Confounded a little by this I decided to gauge how long I stayed by the simpler measure of how much I had dried off rather than how warm/cold I felt.

A lifeguard told me I had time to go back in the pond again if I wanted, even though it was getting on to 4pm. I would like to try that at some point, just to see how it is to go from sauna hot to pond cold. But to be honest I couldn’t get my head around putting my body through more extreme temperature variations so I called it a day.

Once dressed I didn’t get creepy-cold-back like I do after swimming sometimes. That’s a weird one. You know when you get a tingly spine becomes something ‘chilling’ has happened? This is like a few steps further where you’ve got an actual freezing cold, unwelcome, spirit hitching a ride on your back.

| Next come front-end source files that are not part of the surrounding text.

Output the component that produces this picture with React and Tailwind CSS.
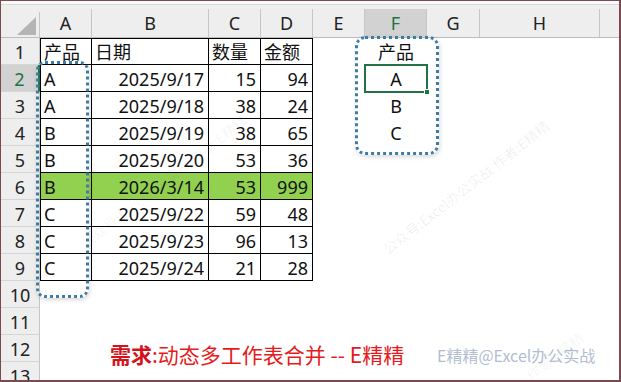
import React from 'react';

const cols = [
  { key: 'A', w: 'w-[52px]' },
  { key: 'B', w: 'w-[117px]' },
  { key: 'C', w: 'w-[52px]' },
  { key: 'D', w: 'w-[52px]' },
  { key: 'E', w: 'w-[52px]' },
  { key: 'F', w: 'w-[62px]' },
  { key: 'G', w: 'w-[53px]' },
  { key: 'H', w: 'w-[120px]' },
  { key: 'I', w: 'flex-1' },
];

const data = [
  ['产品', '日期', '数量', '金额'],
  ['A', '2025/9/17', 15, 94],
  ['A', '2025/9/18', 38, 24],
  ['B', '2025/9/19', 38, 65],
  ['B', '2025/9/20', 53, 36],
  ['B', '2026/3/14', 53, 999],
  ['C', '2025/9/22', 59, 48],
  ['C', '2025/9/23', 96, 13],
  ['C', '2025/9/24', 21, 28],
];

const lookup = { 1: '产品', 2: 'A', 3: 'B', 4: 'C' };

const Cell = ({ row, colIdx, col }) => {
  const inTable = row <= 9 && colIdx < 4;
  const value = inTable ? data[row - 1][colIdx] : null;
  const isHeader = row === 1;
  const right = inTable && !isHeader && colIdx > 0;
  const green = row === 6 && inTable;

  let cls = `${col.w} shrink-0 h-full flex items-center pt-[2px] relative `;
  if (inTable) {
    cls += 'border-r border-b border-black ';
    if (colIdx === 0) cls += 'border-l ';
    if (isHeader) cls += 'border-t ';
    cls += right ? 'justify-end pr-[4px] ' : 'justify-start pl-[3px] ';
  }
  if (green) cls += 'bg-[#92d050] ';

  if (col.key === 'F' && lookup[row]) {
    return (
      <div className={`${col.w} shrink-0 h-full flex items-center justify-center pt-[2px] relative`}>
        {lookup[row]}
        {row === 2 && (
          <div className="absolute -left-px -top-px w-[64px] h-[29px] border-2 border-[#217346]">
            <div className="absolute -right-[4px] -bottom-[4px] w-[6px] h-[6px] bg-[#217346] border border-white" />
          </div>
        )}
      </div>
    );
  }

  if (row === 12 && col.key === 'B') {
    return (
      <div className={`${col.w} shrink-0 h-full flex items-start pt-[7px] pl-[18px] relative`}>
        <span className="whitespace-nowrap text-[21px] leading-[24px] text-[#e61b21] font-['Noto_Sans_CJK_SC',sans-serif]">
          <span className="font-bold text-[#d3121a]">需求</span>:动态多工作表合并 -- E精精
        </span>
      </div>
    );
  }

  return <div className={cls}>{value}</div>;
};

const App = () => {
  const rows = Array.from({ length: 13 }, (_, i) => i + 1);

  return (
    <div className="w-[621px] h-[382px] relative overflow-hidden bg-white border-l border-t border-r-2 border-b-2 border-[#7a4a50] text-[18px] text-[#111] font-['Noto_Sans','Noto_Sans_CJK_SC',sans-serif]">
      {/* column header */}
      <div className="h-[3px] bg-[#fafafa]" />
      <div className="h-px bg-[#d9d9d9]" />
      <div className="h-[33px] flex bg-[#eeeeee] border-b border-[#bdbdbd]">
        <div className="w-[39px] shrink-0 flex flex-col">
          <div className="h-[7px]" />
          <div className="flex-1 border-r border-[#c6c6c6] flex items-end justify-end pr-[3px] pb-[2px]">
            <svg width="19" height="18" viewBox="0 0 19 18">
              <polygon points="19,0 19,18 0,18" fill="#b4b4b4" />
            </svg>
          </div>
        </div>
        {cols.map((c) => (
          <div key={c.key} className={`${c.w} shrink-0 flex flex-col`}>
            <div className="h-[7px]" />
            <div
              className={`flex-1 flex items-center justify-center pt-[1px] ${
                c.key === 'I' ? '' : 'border-r border-[#c6c6c6]'
              } ${c.key === 'F' ? 'bg-[#d2d2d2] text-[#217346]' : 'text-[#222]'}`}
            >
              {c.key === 'I' ? '' : c.key}
            </div>
          </div>
        ))}
      </div>

      {/* rows */}
      {rows.map((r) => (
        <div key={r} className="h-[27px] flex">
          <div
            className={`w-[39px] shrink-0 flex items-center justify-center pt-[2px] border-b border-[#d6d6d6] ${
              r === 2
                ? 'bg-[#d2d2d2] text-[#217346] border-r-2 border-r-[#217346]'
                : 'bg-[#eeeeee] text-[#222] border-r border-r-[#c6c6c6]'
            }`}
          >
            {r}
          </div>
          {cols.map((c, i) => (
            <Cell key={c.key} row={r} colIdx={i} col={c} />
          ))}
        </div>
      ))}

      {/* dotted highlight frames */}
      <div className="absolute left-[35px] top-[60px] w-[53px] h-[237px] rounded-[9px] border-[3px] border-dotted border-[#3d7ca3] shadow-[1px_2px_4px_rgba(0,0,0,0.15)]" />
      <div className="absolute left-[354px] top-[35px] w-[84px] h-[119px] rounded-[10px] border-[3px] border-dotted border-[#3d7ca3] shadow-[1px_2px_4px_rgba(0,0,0,0.15)]" />

      {/* watermarks */}
      <div className="absolute left-[436px] top-[343px] text-[16px] leading-[22px] text-[#b3bdd1] whitespace-nowrap font-['Noto_Sans_CJK_SC',sans-serif]">
        E精精@Excel办公实战
      </div>
      <div className="absolute left-[362px] top-[176px] -rotate-[38deg] text-[14px] text-black/[0.07] whitespace-nowrap font-['Noto_Sans_CJK_SC',sans-serif]">
        公众号:Excel办公实战 作者:E精精
      </div>
      <div className="absolute left-[60px] top-[170px] -rotate-[38deg] text-[14px] text-black/[0.05] whitespace-nowrap font-['Noto_Sans_CJK_SC',sans-serif]">
        公众号:Excel办公实战 作者:E精精
      </div>
      <div className="absolute left-[520px] top-[345px] -rotate-[38deg] text-[14px] text-black/[0.05] whitespace-nowrap font-['Noto_Sans_CJK_SC',sans-serif]">
        作者:E精精
      </div>
    </div>
  );
};

export default App;
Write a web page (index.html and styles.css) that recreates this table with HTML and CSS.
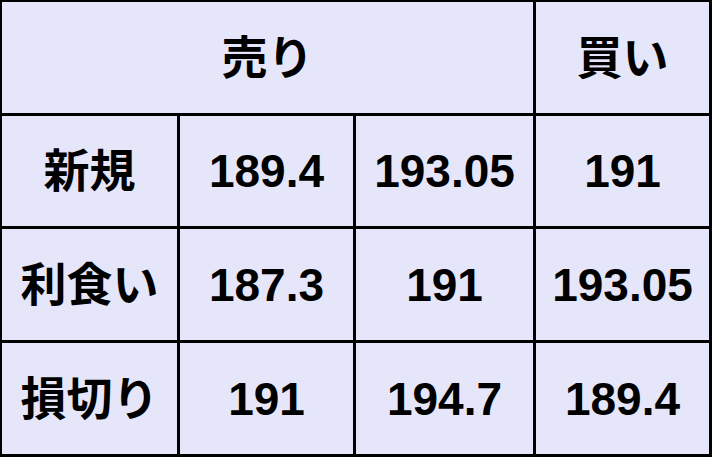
FILE: index.html
```html
<!DOCTYPE html>
<html lang="ja">
<head>
<meta charset="utf-8">
<title>売買表</title>
<link rel="stylesheet" href="styles.css">
</head>
<body>
<div class="grid">
  <div class="cell span3">売り</div>
  <div class="cell">買い</div>
  <div class="cell">新規</div>
  <div class="cell num">189.4</div>
  <div class="cell num">193.05</div>
  <div class="cell num">191</div>
  <div class="cell">利食い</div>
  <div class="cell num">187.3</div>
  <div class="cell num">191</div>
  <div class="cell num">193.05</div>
  <div class="cell">損切り</div>
  <div class="cell num">191</div>
  <div class="cell num">194.7</div>
  <div class="cell num">189.4</div>
</div>
</body>
</html>
```

FILE: styles.css
```css
html, body {
  margin: 0;
  padding: 0;
  background: #e6e6fa;
}
.grid {
  width: 712px;
  height: 457px;
  box-sizing: border-box;
  background: #000;
  padding: 2px 3px 3px 2px;
  display: grid;
  grid-template-columns: 175px 173px 177px 173px;
  grid-template-rows: 111px 110px 111px 111px;
  gap: 3px;
}
.cell {
  background: #e6e6fa;
  display: flex;
  align-items: center;
  justify-content: center;
  font-family: "Liberation Sans", "Noto Sans CJK JP", sans-serif;
  font-weight: bold;
  font-size: 46px;
  color: #000;
  line-height: 1;
}
.span3 {
  grid-column: span 3;
}
.num {
  font-size: 46px;
}
```
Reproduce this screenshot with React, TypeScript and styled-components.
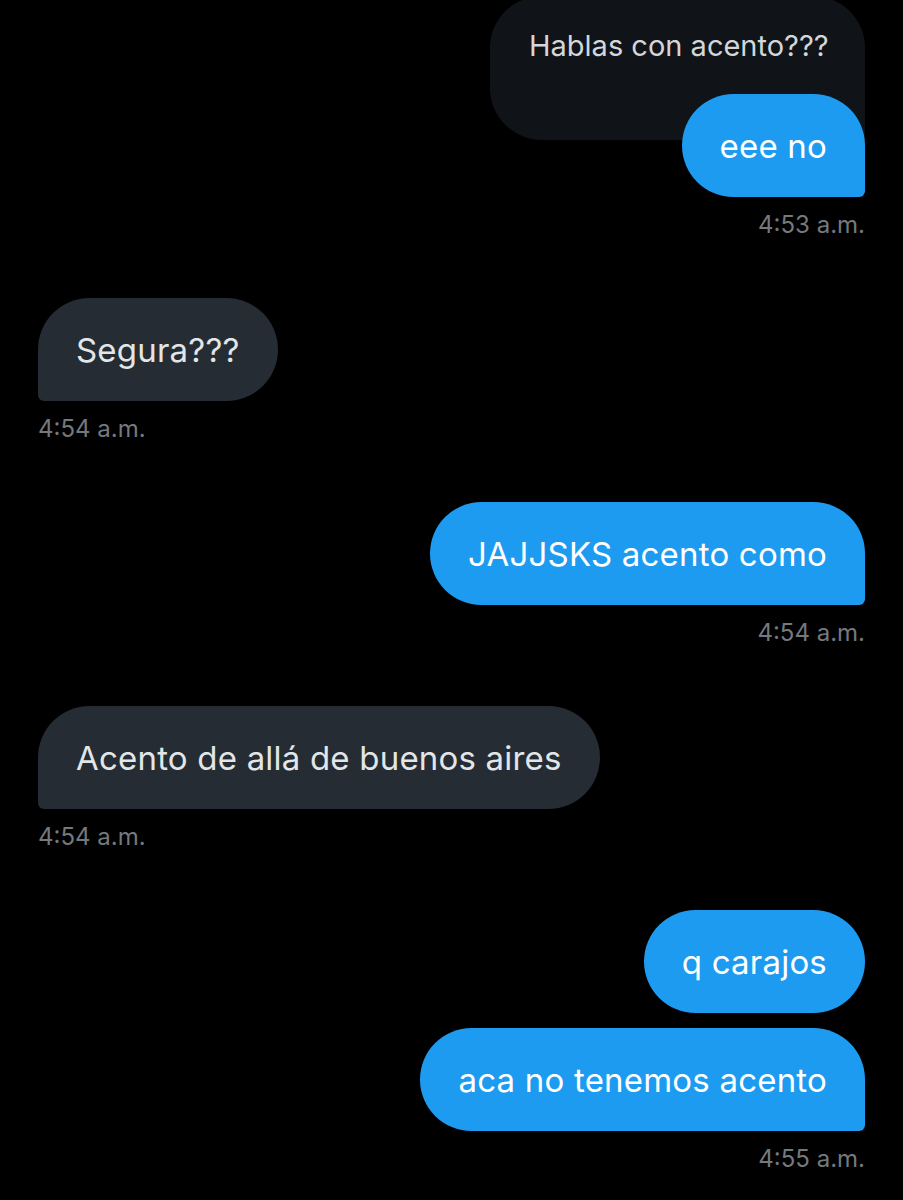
import React from "react";
import styled, { createGlobalStyle } from "styled-components";

const Global = createGlobalStyle`
  html, body { margin: 0; padding: 0; background: #000; }
  body { font-family: Inter, Roboto, "Noto Sans", sans-serif; }
`;

const Page = styled.div`
  width: 903px;
  height: 1200px;
  overflow: hidden;
  background: #000;
  padding: 0 38px;
  box-sizing: border-box;
  display: flex;
  flex-direction: column;
`;

const Group = styled.div<{ $side: "in" | "out" }>`
  display: flex;
  flex-direction: column;
  align-items: ${(p) => (p.$side === "out" ? "flex-end" : "flex-start")};
  gap: 15px;
  margin-bottom: 59px;
`;

const Quote = styled.div`
  margin-top: -4px;
  width: 375px;
  height: 144px;
  box-sizing: border-box;
  padding: 30px 39px 0;
  background: #101418;
  border-radius: 52px 52px 0 52px;
  color: #d3d7da;
  font-size: 29px;
  line-height: 40px;
  white-space: nowrap;
  text-align: right;
`;

const QuoteStack = styled.div`
  display: flex;
  flex-direction: column;
  align-items: flex-end;
  & > :last-child {
    margin-top: -46px;
  }
`;

const Bubble = styled.div<{ $side: "in" | "out"; $tail: boolean }>`
  height: 103px;
  box-sizing: border-box;
  padding: 0 38px;
  display: flex;
  align-items: center;
  font-size: 33px;
  letter-spacing: 0.2px;
  white-space: nowrap;
  color: ${(p) => (p.$side === "out" ? "#ffffff" : "#e3e6e8")};
  background: ${(p) => (p.$side === "out" ? "#1d9bf0" : "#252c33")};
  border-radius: ${(p) =>
    !p.$tail
      ? "52px"
      : p.$side === "out"
      ? "52px 52px 6px 52px"
      : "52px 52px 52px 6px"};
`;

const Time = styled.div`
  margin-top: -1px;
  font-size: 24px;
  line-height: 28px;
  color: #74797e;
`;

type Msg = { side: "in" | "out"; texts: string[]; time: string; quote?: string };

const messages: Msg[] = [
  { side: "out", quote: "Hablas con acento???", texts: ["eee no"], time: "4:53 a.m." },
  { side: "in", texts: ["Segura???"], time: "4:54 a.m." },
  { side: "out", texts: ["JAJJSKS acento como"], time: "4:54 a.m." },
  { side: "in", texts: ["Acento de allá de buenos aires"], time: "4:54 a.m." },
  { side: "out", texts: ["q carajos", "aca no tenemos acento"], time: "4:55 a.m." },
];

export default function App() {
  return (
    <>
      <Global />
      <Page>
        {messages.map((m, i) => (
          <Group key={i} $side={m.side}>
            {m.quote ? (
              <QuoteStack>
                <Quote>{m.quote}</Quote>
                <Bubble $side={m.side} $tail>
                  {m.texts[0]}
                </Bubble>
              </QuoteStack>
            ) : (
              m.texts.map((t, j) => (
                <Bubble key={j} $side={m.side} $tail={j === m.texts.length - 1}>
                  {t}
                </Bubble>
              ))
            )}
            <Time>{m.time}</Time>
          </Group>
        ))}
      </Page>
    </>
  );
}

Because that’s where you’ve got the sensation back first before you’ve had a chance to walk fast and the circulation returned to normal. I’ve had cold belly and cold legs too. That’s not really creepy though, just a bit strange feeling.

The point there is that the sauna, not surprisingly perhaps, seems to help warm up quicker and stay warm after a cold swim. Great news for avoiding an actual, coughing, sneezing style cold. No one wants that.


All you want to be left with after such a wonderful swim is that glowy feeling; you see more and clearer, you feel delighted with the world and everyone in it, things you might not have noticed before, now strike you as beautiful.

Alright, yes it’s a bit like being high. I’m told by a Kenwood Ladies’ Pond lifeguard the high is very much like what you get from a drug. But saying it like that sullies the experience somehow, only because of the the fact it starts to sound like so much fun it should probably be illegal, or at least illicit. Let’s call it a natural high for now.

Right, I’m off to ponder in a new black and white, striped, Beetlejuice-esque swim suit!